* [Task statement] Identify all lines in the data containing the string "page". Copy them out.

## Begin Given information

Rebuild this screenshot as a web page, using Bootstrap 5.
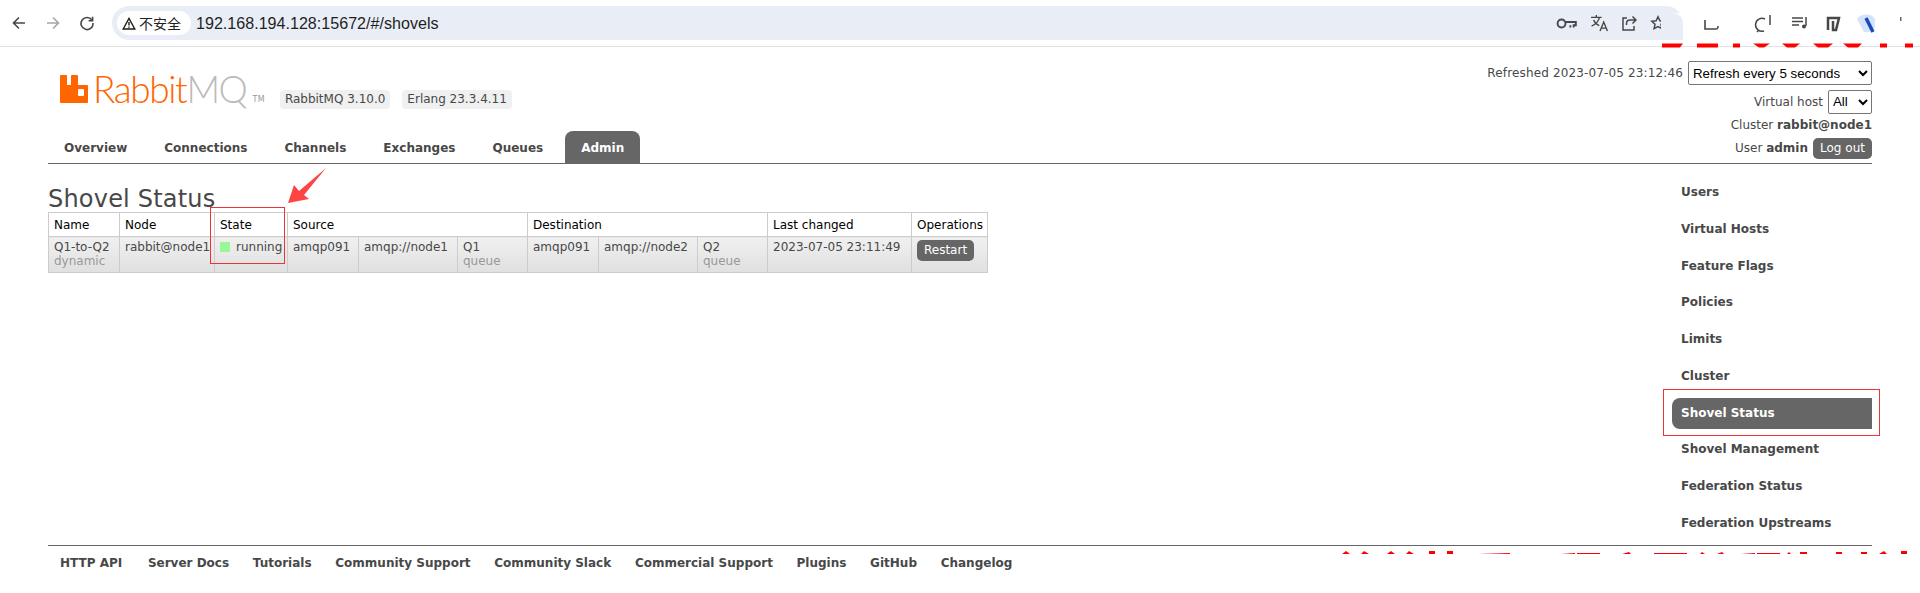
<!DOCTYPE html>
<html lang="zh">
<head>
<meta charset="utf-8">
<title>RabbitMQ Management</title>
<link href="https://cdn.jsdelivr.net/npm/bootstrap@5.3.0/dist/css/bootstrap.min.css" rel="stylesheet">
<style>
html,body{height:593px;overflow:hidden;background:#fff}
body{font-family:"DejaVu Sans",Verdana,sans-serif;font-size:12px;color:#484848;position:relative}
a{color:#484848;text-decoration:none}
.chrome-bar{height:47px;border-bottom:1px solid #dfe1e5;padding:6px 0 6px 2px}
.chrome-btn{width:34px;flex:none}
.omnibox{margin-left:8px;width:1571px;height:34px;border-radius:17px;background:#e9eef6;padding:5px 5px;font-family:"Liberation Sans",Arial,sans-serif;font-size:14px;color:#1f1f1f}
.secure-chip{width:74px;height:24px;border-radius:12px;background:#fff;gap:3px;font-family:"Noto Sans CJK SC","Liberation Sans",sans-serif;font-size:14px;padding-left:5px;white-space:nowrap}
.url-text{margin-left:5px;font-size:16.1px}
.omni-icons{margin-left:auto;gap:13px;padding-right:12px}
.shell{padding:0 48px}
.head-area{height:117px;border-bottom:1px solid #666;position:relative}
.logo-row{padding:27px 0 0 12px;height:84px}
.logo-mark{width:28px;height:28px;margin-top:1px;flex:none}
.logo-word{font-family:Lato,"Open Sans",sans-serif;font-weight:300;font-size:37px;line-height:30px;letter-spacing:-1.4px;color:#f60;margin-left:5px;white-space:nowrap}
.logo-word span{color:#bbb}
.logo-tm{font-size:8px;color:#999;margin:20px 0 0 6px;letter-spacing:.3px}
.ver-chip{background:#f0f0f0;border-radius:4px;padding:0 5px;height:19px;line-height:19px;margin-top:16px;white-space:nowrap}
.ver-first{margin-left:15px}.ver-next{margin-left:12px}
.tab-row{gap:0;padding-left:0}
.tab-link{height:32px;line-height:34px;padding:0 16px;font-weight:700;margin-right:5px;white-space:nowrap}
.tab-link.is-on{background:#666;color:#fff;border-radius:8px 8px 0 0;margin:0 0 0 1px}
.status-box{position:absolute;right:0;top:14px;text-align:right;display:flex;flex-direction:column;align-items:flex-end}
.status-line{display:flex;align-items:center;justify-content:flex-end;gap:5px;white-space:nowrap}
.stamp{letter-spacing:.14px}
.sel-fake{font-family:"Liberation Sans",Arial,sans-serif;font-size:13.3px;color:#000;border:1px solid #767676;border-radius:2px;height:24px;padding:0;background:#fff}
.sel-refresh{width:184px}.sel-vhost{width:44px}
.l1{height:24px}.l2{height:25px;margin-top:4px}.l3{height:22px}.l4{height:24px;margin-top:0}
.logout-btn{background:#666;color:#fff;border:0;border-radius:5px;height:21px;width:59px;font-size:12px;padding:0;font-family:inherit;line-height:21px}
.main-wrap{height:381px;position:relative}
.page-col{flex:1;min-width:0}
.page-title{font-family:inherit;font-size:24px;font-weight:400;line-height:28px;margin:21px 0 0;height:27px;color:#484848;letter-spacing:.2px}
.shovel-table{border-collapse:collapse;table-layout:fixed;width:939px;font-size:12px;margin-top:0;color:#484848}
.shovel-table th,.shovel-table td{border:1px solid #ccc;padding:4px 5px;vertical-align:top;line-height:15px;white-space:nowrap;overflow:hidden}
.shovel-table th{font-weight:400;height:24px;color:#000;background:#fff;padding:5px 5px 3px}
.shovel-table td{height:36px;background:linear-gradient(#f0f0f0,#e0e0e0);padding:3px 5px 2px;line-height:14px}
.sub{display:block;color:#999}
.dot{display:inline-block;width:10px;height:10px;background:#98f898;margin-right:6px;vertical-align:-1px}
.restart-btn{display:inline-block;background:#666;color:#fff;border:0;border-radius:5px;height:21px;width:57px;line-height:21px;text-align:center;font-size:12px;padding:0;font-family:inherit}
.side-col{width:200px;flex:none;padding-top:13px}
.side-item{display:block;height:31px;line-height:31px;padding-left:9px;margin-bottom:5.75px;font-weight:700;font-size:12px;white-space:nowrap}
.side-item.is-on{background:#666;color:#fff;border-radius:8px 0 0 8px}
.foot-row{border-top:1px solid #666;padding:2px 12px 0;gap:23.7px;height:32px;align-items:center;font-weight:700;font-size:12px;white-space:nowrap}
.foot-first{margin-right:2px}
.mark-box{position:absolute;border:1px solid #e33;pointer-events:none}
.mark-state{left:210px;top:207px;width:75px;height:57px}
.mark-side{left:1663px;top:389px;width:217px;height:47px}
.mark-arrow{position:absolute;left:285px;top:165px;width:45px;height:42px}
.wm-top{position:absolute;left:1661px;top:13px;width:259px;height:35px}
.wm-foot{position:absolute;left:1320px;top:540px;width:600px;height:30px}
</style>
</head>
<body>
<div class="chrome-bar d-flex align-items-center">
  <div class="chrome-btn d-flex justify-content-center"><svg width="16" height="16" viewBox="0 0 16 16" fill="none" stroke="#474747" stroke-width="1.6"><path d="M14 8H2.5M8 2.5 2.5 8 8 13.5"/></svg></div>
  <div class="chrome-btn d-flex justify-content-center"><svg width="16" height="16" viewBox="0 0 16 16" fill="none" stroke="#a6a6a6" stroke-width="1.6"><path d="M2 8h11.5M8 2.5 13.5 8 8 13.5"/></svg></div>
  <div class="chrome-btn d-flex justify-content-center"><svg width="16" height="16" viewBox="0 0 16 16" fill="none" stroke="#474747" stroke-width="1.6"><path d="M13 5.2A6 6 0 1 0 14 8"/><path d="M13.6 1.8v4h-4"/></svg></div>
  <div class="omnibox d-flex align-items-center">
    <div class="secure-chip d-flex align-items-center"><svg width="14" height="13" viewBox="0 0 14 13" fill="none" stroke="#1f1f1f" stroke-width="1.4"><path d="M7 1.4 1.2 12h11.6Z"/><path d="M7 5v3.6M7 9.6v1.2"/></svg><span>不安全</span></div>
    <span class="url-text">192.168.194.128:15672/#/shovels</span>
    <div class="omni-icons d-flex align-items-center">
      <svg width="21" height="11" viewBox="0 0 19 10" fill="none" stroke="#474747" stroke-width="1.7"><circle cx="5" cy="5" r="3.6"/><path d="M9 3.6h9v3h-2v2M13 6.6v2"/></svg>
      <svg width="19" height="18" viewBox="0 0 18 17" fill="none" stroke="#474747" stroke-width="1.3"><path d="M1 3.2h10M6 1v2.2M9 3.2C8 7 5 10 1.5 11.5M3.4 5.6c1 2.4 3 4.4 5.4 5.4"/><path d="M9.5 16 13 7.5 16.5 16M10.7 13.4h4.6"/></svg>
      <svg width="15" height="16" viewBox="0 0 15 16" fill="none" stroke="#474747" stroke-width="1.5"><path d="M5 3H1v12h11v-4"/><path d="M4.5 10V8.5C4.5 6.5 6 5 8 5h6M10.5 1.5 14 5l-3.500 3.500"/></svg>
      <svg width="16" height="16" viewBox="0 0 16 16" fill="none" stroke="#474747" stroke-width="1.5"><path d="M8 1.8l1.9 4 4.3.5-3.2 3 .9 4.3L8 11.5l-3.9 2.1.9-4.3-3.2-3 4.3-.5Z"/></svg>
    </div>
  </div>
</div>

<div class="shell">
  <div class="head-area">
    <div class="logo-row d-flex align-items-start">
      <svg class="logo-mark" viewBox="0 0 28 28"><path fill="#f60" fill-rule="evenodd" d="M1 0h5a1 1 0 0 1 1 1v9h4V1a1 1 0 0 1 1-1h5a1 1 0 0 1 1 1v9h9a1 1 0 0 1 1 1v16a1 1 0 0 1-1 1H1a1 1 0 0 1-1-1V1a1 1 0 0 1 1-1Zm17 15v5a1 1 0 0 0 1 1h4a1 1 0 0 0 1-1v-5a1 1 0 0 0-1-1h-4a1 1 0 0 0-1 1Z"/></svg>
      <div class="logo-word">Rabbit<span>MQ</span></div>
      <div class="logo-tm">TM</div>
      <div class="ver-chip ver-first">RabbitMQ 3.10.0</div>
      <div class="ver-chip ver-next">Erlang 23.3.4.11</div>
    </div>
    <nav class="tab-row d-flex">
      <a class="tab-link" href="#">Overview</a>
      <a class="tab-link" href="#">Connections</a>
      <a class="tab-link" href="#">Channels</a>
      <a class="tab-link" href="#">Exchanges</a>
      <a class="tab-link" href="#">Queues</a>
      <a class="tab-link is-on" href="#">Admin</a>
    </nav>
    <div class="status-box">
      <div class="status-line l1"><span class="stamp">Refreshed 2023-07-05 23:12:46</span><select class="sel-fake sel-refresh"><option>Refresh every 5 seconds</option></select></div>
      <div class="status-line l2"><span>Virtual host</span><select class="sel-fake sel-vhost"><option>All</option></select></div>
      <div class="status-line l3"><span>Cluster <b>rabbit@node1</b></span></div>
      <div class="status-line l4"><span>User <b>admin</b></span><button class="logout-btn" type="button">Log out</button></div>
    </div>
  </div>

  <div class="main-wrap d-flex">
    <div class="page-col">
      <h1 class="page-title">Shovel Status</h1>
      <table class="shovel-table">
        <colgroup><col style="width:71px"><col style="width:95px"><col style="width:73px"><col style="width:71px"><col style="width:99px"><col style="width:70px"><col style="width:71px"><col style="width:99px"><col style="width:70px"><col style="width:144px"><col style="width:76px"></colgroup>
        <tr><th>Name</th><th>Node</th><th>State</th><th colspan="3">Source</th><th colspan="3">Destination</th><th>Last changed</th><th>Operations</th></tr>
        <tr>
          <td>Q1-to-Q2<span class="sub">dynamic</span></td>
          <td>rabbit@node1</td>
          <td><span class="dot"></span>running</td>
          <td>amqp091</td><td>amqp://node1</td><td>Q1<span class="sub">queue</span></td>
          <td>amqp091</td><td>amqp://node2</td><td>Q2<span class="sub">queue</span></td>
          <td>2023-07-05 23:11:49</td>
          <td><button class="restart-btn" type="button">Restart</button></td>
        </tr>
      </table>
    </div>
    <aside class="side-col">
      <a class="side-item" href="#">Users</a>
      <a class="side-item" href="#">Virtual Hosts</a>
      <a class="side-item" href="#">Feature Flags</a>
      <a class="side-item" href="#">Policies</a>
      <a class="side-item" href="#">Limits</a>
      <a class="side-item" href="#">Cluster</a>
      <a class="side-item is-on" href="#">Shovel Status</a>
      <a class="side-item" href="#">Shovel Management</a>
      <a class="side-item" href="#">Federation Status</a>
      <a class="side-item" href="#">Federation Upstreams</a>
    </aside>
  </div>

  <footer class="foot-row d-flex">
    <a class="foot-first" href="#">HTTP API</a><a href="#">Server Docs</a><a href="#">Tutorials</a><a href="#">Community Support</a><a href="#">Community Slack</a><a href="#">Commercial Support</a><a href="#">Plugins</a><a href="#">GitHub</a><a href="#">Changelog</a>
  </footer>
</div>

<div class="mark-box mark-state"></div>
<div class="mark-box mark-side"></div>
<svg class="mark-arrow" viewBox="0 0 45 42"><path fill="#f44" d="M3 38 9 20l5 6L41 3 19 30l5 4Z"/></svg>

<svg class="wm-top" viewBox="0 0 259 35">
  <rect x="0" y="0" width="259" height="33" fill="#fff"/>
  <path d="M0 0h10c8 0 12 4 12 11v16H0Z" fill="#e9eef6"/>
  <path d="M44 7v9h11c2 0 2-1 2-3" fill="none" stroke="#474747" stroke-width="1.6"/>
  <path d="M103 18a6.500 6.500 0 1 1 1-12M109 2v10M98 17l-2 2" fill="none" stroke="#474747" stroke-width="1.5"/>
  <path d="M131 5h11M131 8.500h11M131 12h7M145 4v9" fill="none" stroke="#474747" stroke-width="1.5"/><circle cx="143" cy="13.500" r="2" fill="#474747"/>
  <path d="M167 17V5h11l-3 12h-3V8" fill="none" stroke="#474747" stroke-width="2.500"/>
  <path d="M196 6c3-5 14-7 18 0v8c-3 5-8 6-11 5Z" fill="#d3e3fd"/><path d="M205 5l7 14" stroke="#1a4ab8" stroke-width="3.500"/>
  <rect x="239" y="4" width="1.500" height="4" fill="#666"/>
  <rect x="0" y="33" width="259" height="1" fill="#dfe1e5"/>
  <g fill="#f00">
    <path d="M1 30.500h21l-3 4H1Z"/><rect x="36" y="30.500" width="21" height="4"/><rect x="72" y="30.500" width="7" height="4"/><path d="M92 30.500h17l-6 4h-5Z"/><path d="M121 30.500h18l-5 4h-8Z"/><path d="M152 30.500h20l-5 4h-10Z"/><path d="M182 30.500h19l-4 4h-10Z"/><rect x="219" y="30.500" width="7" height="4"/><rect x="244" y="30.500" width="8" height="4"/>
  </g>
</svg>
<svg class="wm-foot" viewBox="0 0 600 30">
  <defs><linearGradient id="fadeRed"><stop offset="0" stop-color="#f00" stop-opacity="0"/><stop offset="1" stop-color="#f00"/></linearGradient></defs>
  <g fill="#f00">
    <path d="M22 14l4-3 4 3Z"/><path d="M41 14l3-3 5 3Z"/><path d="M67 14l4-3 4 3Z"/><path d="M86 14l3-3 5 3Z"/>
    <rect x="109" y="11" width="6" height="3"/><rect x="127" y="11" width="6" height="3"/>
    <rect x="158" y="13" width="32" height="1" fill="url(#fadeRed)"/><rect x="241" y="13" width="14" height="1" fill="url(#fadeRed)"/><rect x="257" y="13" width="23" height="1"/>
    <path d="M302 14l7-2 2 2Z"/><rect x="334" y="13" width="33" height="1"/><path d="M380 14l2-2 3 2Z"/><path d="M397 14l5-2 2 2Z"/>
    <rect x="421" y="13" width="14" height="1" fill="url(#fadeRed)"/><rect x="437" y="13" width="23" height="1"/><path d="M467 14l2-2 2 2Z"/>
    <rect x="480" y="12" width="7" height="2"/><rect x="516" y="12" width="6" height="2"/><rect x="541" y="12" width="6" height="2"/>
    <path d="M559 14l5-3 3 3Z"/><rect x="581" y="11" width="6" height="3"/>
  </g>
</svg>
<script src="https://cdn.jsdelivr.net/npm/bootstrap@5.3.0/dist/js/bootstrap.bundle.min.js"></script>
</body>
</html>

## End Given information

* [The completed task]
Rebuild this screenshot as a web page, using Bootstrap 5.
.page-col{flex:1;min-width:0}
.page-title{font-family:inherit;font-size:24px;font-weight:400;line-height:28px;margin:21px 0 0;height:27px;color:#484848;letter-spacing:.2px}
    <div class="page-col">
      <h1 class="page-title">Shovel Status</h1>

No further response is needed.